A luta de Eunice durante décadas foi para que o Estado reconhecesse oficialmente que era o responsável pela morte e sumiço do corpo de seu marido, assim como de centenas de outros desaparecidos por razões políticas. A advogada e ativista tornou-se símbolo de resistência contra a ditadura, defensora dos direitos humanos e dos povos indígenas. Em sua homenagem, a Advocacia-Geral da União instituiu o “Prêmio Eunice Paiva de Defesa da Democracia”.

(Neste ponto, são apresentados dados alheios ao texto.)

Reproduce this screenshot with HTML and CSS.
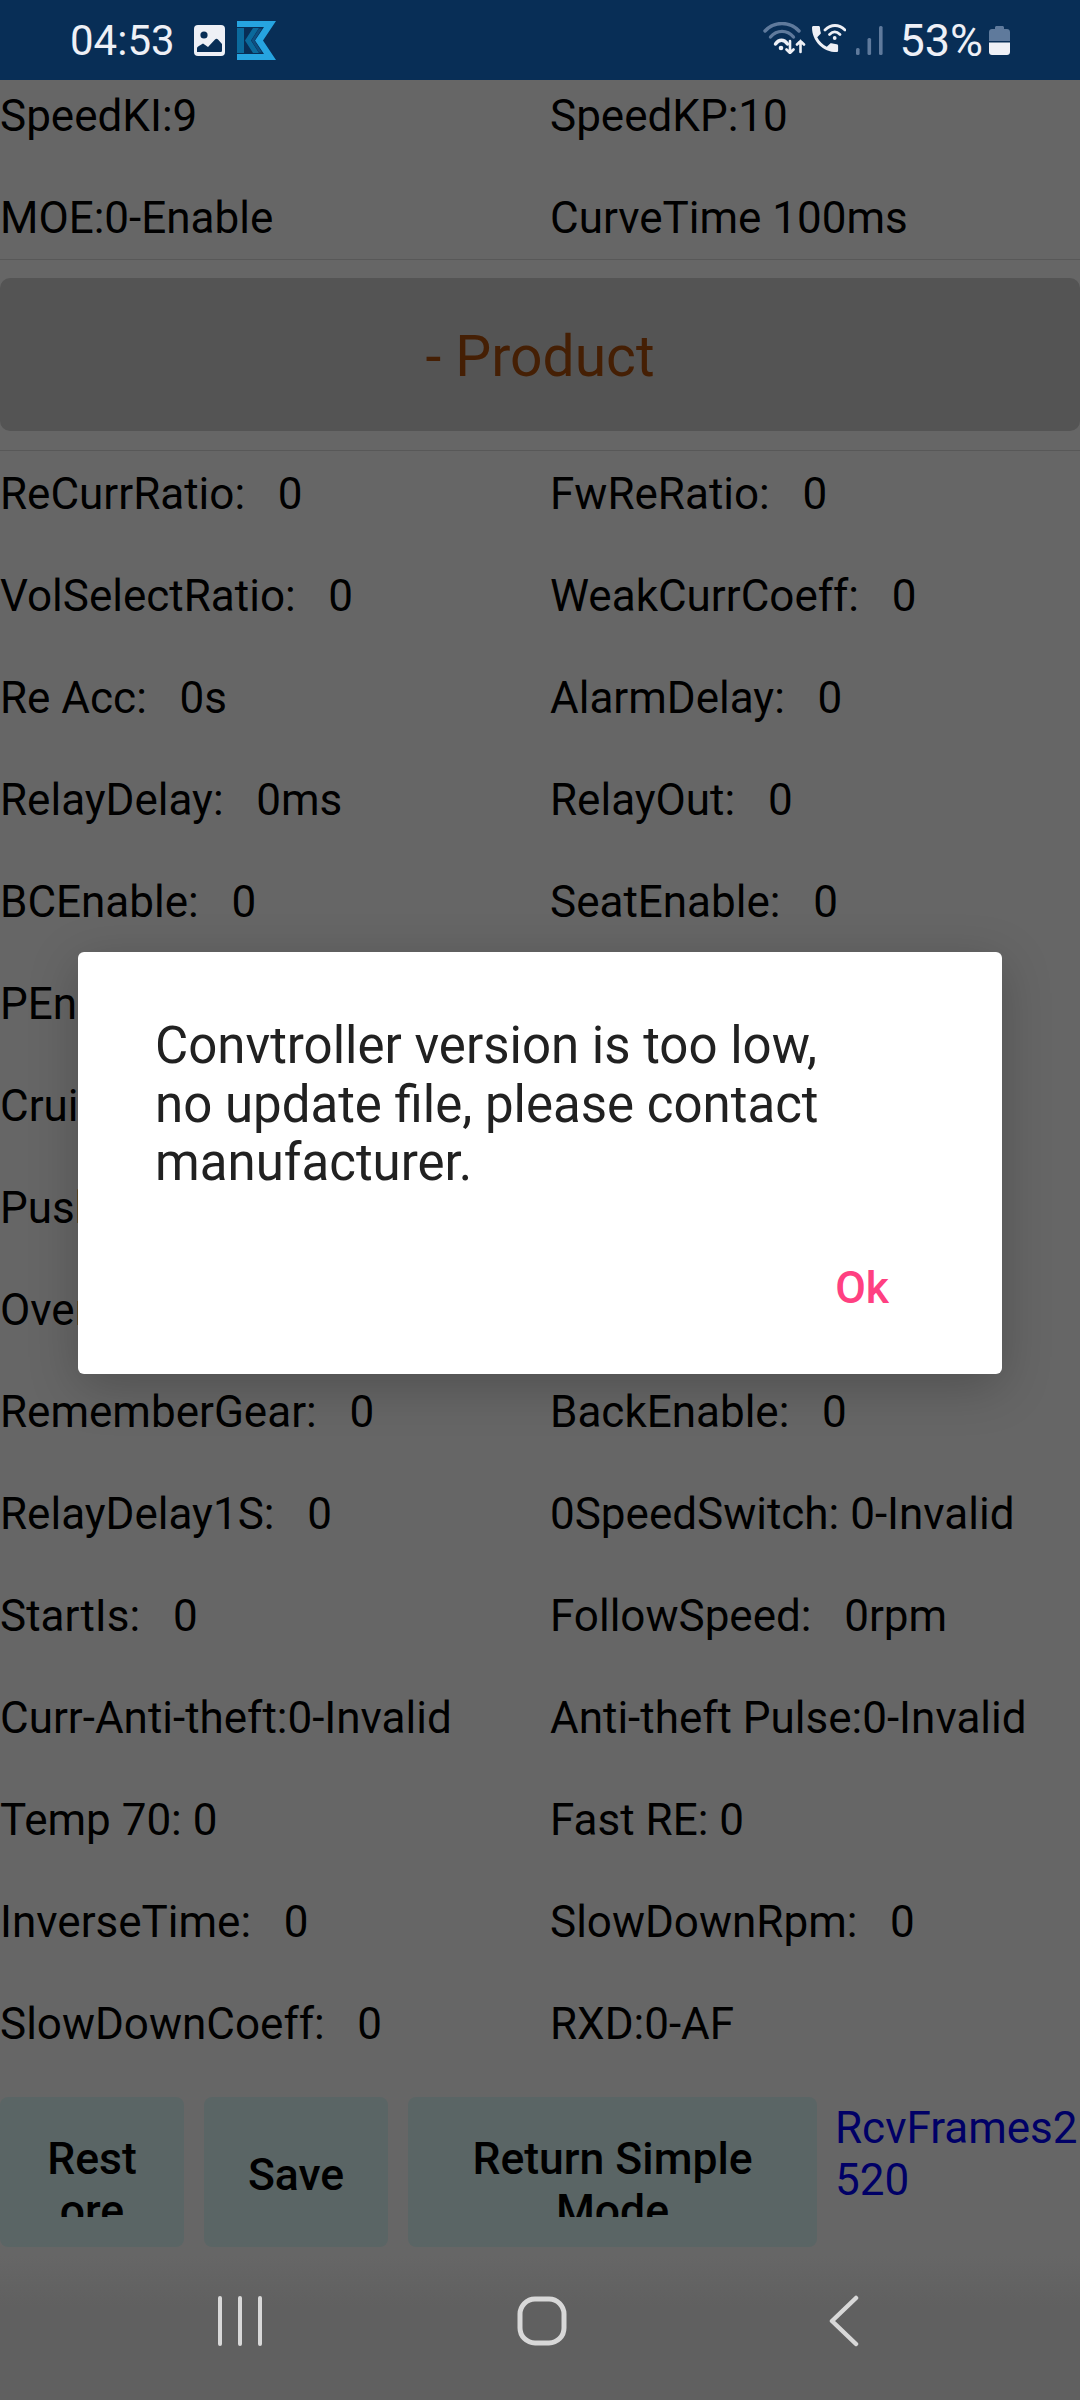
FILE: index.html
```html
<!DOCTYPE html>
<html lang="en">
<head>
  <meta charset="UTF-8" />
  <meta name="viewport" content="width=device-width, initial-scale=1.0">
  <title>Controller</title>
  <link rel="stylesheet" href="styles.css">
</head>
<body>
  <div class="status-bar">
    <div class="status-left">
      <span class="clock">04:53</span>
      <svg class="ico-image" viewBox="0 0 31 31">
        <rect width="31" height="31" rx="4" fill="#eef0f6"/>
        <circle cx="10" cy="10" r="3.6" fill="#082e56"/>
        <path d="M3 27v-3.5c0-1 .5-1.6 1.5-2.2L9 18.5l5 3.5 7-7.5c1-1 2-1 3 0l4 4.5v6.5c0 1-.7 1.5-1.5 1.5z" fill="#082e56"/>
      </svg>
      <svg class="ico-k" viewBox="0 0 39 39">
        <path d="M0 0H39L26 19.5 39 39H0V33H27L18 19.5 27 6H0z" fill="#26a4e0"/>
        <path d="M0 7H7V32H0zM8 19.5 16 7H22L14 19.5 22 32H16z" fill="#0b6a9c"/>
        <path d="M14.500 19.500 22 7.500H25L17.500 19.500 25 31.500H22z" fill="#0f4f80"/>
      </svg>
    </div>
    <div class="status-right">
      <svg class="ico-wifi" viewBox="0 0 43 32" fill="none" stroke-linecap="round">
        <path d="M2 9C11 -1 27 -1 36 9" stroke="#5f7a9c" stroke-width="3.400"/>
        <path d="M7.500 15C14 7.500 24 7.500 30.500 15" stroke="#5f7a9c" stroke-width="3.400"/>
        <path d="M12.500 22C16 17 21 17 24.500 22" stroke="#eef0f6" stroke-width="3.400"/>
        <circle cx="18" cy="26" r="2.300" fill="#eef0f6"/>
        <path d="M27 19V31M23.500 27.500 27 31 30.500 27.500M37.500 30V19M34 22.500 37.500 19 41 22.500" stroke="#eef0f6" stroke-width="2.600"/>
      </svg>
      <svg class="ico-call" viewBox="0 0 35 32" fill="none" stroke-linecap="round">
        <path transform="translate(-3.350 -2.350) scale(1.450)" d="M6.620 10.790c1.440 2.830 3.760 5.140 6.590 6.590l2.200-2.200c.27-.27.67-.36 1.020-.24 1.120.37 2.330.57 3.570.57.550 0 1 .45 1 1V20c0 .55-.45 1-1 1-9.390 0-17-7.610-17-17 0-.55.45-1 1-1h3.500c.55 0 1 .45 1 1 0 1.250.2 2.450.57 3.570.11.35.03.74-.25 1.020l-2.200 2.200z" fill="#eef0f6"/>
        <path d="M14 6C20 0 28 0 34 6" stroke="#eef0f6" stroke-width="2.800"/>
        <path d="M18.500 10.500C22 7 25.500 7 29 10.500" stroke="#eef0f6" stroke-width="2.800"/>
        <circle cx="23.700" cy="14" r="1.900" fill="#eef0f6"/>
      </svg>
      <svg class="ico-signal" viewBox="0 0 27 29" fill="#5f7a9c">
        <rect x="0" y="22" width="3.600" height="7" rx="1.500"/>
        <rect x="11.500" y="12" width="3.600" height="17" rx="1.500"/>
        <rect x="23" y="0" width="3.600" height="29" rx="1.500"/>
      </svg>
      <span class="battery-pct">53%</span>
      <svg class="ico-battery" viewBox="0 0 21 29">
        <path d="M6 3V1.500C6 .7 6.700 0 7.500 0h6c.8 0 1.500.7 1.500 1.500V3h3c1.700 0 3 1.300 3 3v9H0V6c0-1.700 1.300-3 3-3z" fill="#5f7a9c"/>
        <path d="M0 16.500H21V26c0 1.700-1.300 3-3 3H3c-1.700 0-3-1.300-3-3z" fill="#eef0f6"/>
      </svg>
    </div>
  </div>

  <div class="main">
    <div class="param-grid top-grid">
      <div>SpeedKI:9</div><div>SpeedKP:10</div>
      <div>MOE:0-Enable</div><div>CurveTime 100ms</div>
    </div>

    <div class="divider"></div>
    <div class="section-band">- Product</div>
    <div class="divider"></div>

    <div class="param-grid">
      <div>ReCurrRatio:   0</div><div>FwReRatio:   0</div>
      <div>VolSelectRatio:   0</div><div>WeakCurrCoeff:   0</div>
      <div>Re Acc:   0s</div><div>AlarmDelay:   0</div>
      <div>RelayDelay:   0ms</div><div>RelayOut:   0</div>
      <div>BCEnable:   0</div><div>SeatEnable:   0</div>
      <div>PEnable:   0</div><div></div>
      <div>CruiseEnable:   0</div><div></div>
      <div>PushEnable:   0</div><div></div>
      <div>OverSpeed:   0</div><div></div>
      <div>RememberGear:   0</div><div>BackEnable:   0</div>
      <div>RelayDelay1S:   0</div><div>0SpeedSwitch: 0-Invalid</div>
      <div>StartIs:   0</div><div>FollowSpeed:   0rpm</div>
      <div>Curr-Anti-theft:0-Invalid</div><div>Anti-theft Pulse:0-Invalid</div>
      <div>Temp 70: 0</div><div>Fast RE: 0</div>
      <div>InverseTime:   0</div><div>SlowDownRpm:   0</div>
      <div>SlowDownCoeff:   0</div><div>RXD:0-AF</div>
    </div>

    <div class="action-row">
      <div class="action-btn btn-small"><span class="btn-label">Rest<br>ore</span></div>
      <div class="action-btn btn-small"><span class="btn-label">Save</span></div>
      <div class="action-btn btn-wide"><span class="btn-label">Return Simple<br>Mode</span></div>
      <div class="frames">RcvFrames2520</div>
    </div>

    <div class="scrim"></div>
    <div class="dialog">
      <p class="dialog-msg">Convtroller version is too low,<br>no update file, please contact<br>manufacturer.</p>
      <div class="dialog-actions"><span class="dialog-ok">Ok</span></div>
    </div>
  </div>

  <div class="nav-bar">
    <svg class="nav-ico" width="44" height="50" viewBox="0 0 44 50" fill="none" stroke="#d8d8d8" stroke-width="4" stroke-linecap="round">
      <path d="M2 2V48M22 2V48M42 2V48"/>
    </svg>
    <svg class="nav-ico" width="50" height="50" viewBox="0 0 50 50" fill="none" stroke="#d8d8d8" stroke-width="5">
      <rect x="3" y="3" width="44" height="44" rx="15"/>
    </svg>
    <svg class="nav-ico" width="30" height="52" viewBox="0 0 30 52" fill="none" stroke="#d8d8d8" stroke-width="4.500" stroke-linecap="round" stroke-linejoin="round">
      <path d="M27 3 3 26 27 49"/>
    </svg>
  </div>
</body>
</html>
```

FILE: styles.css
```css
* {
  box-sizing: border-box;
}
body {
  margin: 0;
  width: 1080px;
  height: 2400px;
  display: flex;
  flex-direction: column;
  overflow: hidden;
  background: #fff;
  font-family: Roboto, sans-serif;
  color: #000;
}

.status-bar {
  height: 80px;
  flex: none;
  display: flex;
  align-items: center;
  justify-content: space-between;
  padding: 0 70px 0 70px;
  background: #082e56;
  color: #eef0f6;
  font-size: 42px;
}
.status-left,
.status-right {
  display: flex;
  align-items: center;
}
.ico-image {
  width: 31px;
  height: 31px;
  margin-left: 19px;
}
.ico-k {
  width: 39px;
  height: 39px;
  margin-left: 12px;
}
.ico-wifi {
  width: 43px;
  height: 32px;
  margin-bottom: 4px;
}
.ico-call {
  width: 35px;
  height: 32px;
  margin-left: 5px;
}
.ico-signal {
  width: 27px;
  height: 29px;
  margin-left: 10px;
}
.battery-pct {
  margin-left: 16px;
  font-size: 45px;
}
.ico-battery {
  width: 21px;
  height: 29px;
  margin-left: 6px;
}

.main {
  position: relative;
  flex: 1;
  padding-top: 6px;
  overflow: hidden;
}
.param-grid {
  display: grid;
  grid-template-columns: 550px 1fr;
  grid-auto-rows: 60px;
  row-gap: 42px;
  font-size: 44px;
  line-height: 60px;
  white-space: pre;
}
.divider {
  height: 1px;
  margin-top: 11px;
  background: #dcdcdc;
}
.section-band {
  height: 153px;
  margin: 18px 0 19px;
  padding-top: 4px;
  border-radius: 10px;
  background: #d2d2d2;
  color: #ac4e0c;
  font-size: 57px;
  line-height: 149px;
  text-align: center;
}
.section-band + .divider {
  margin-top: 0;
  margin-bottom: 13px;
}

.action-row {
  display: flex;
  gap: 20px;
  margin-top: 43px;
  height: 150px;
}
.action-btn {
  display: flex;
  align-items: center;
  justify-content: center;
  flex: none;
  height: 150px;
  padding: 36px 0 30px;
  border-radius: 8px;
  background: #e1fcfc;
  font-size: 44.5px;
  font-weight: 500;
  line-height: 52px;
  text-align: center;
  overflow: hidden;
}
.btn-label {
  display: block;
  max-height: 84px;
  overflow: hidden;
}
.btn-small {
  width: 184px;
}
.btn-wide {
  width: 409px;
}
.frames {
  flex: 1;
  margin-left: -2px;
  padding-top: 5px;
  color: #0000ff;
  font-size: 44px;
  line-height: 52px;
  word-break: break-all;
}

.scrim {
  position: absolute;
  inset: 0;
  background: rgba(0, 0, 0, 0.6);
}
.dialog {
  position: absolute;
  left: 78px;
  top: 872px;
  width: 924px;
  height: 422px;
  padding: 65px 78px 0 77px;
  border-radius: 6px;
  background: #fff;
  box-shadow: 0 12px 50px rgba(0, 0, 0, 0.22);
}
.dialog-msg {
  margin: 0;
  color: #212121;
  font-size: 51px;
  line-height: 58.5px;
}
.dialog-actions {
  display: flex;
  justify-content: flex-end;
  margin-top: 70px;
  padding-right: 35px;
}
.dialog-ok {
  color: #ff4081;
  font-size: 44.5px;
  font-weight: 500;
  line-height: 50px;
}

.nav-bar {
  height: 144px;
  flex: none;
  display: grid;
  grid-template-columns: repeat(3, 302px);
  justify-items: center;
  align-items: center;
  padding: 0 85px 14px 89px;
  background: linear-gradient(#666666, #606060 50px);
}
```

Estas três mulheres, divididas por mais de dois séculos de história, têm os mesmos nomes por pura coincidência, mas suas trajetórias são marcadas, em muitos aspectos, pela luta contra o machismo, o autoritarismo e o apagamento das lutas e conquistas femininas, o que, de resto, tem se repetido com as mulheres em geral.
É preciso, mesmo que tardiamente, reconhecer os legados e garantir espaço para essas mulheres na memória coletiva. E o Observatório do Clima, ao se inspirar em Eunice Foote para dar nome ao site que aglutina informações sobre as mudanças climáticas e seus impactos, faz justiça à cientista cuja obra foi negligenciada por tanto tempo. E que a plataforma seja útil para quem busca se informar e se posicionar em um momento tão desafiador para todos que dividimos a vida no mesmo planeta.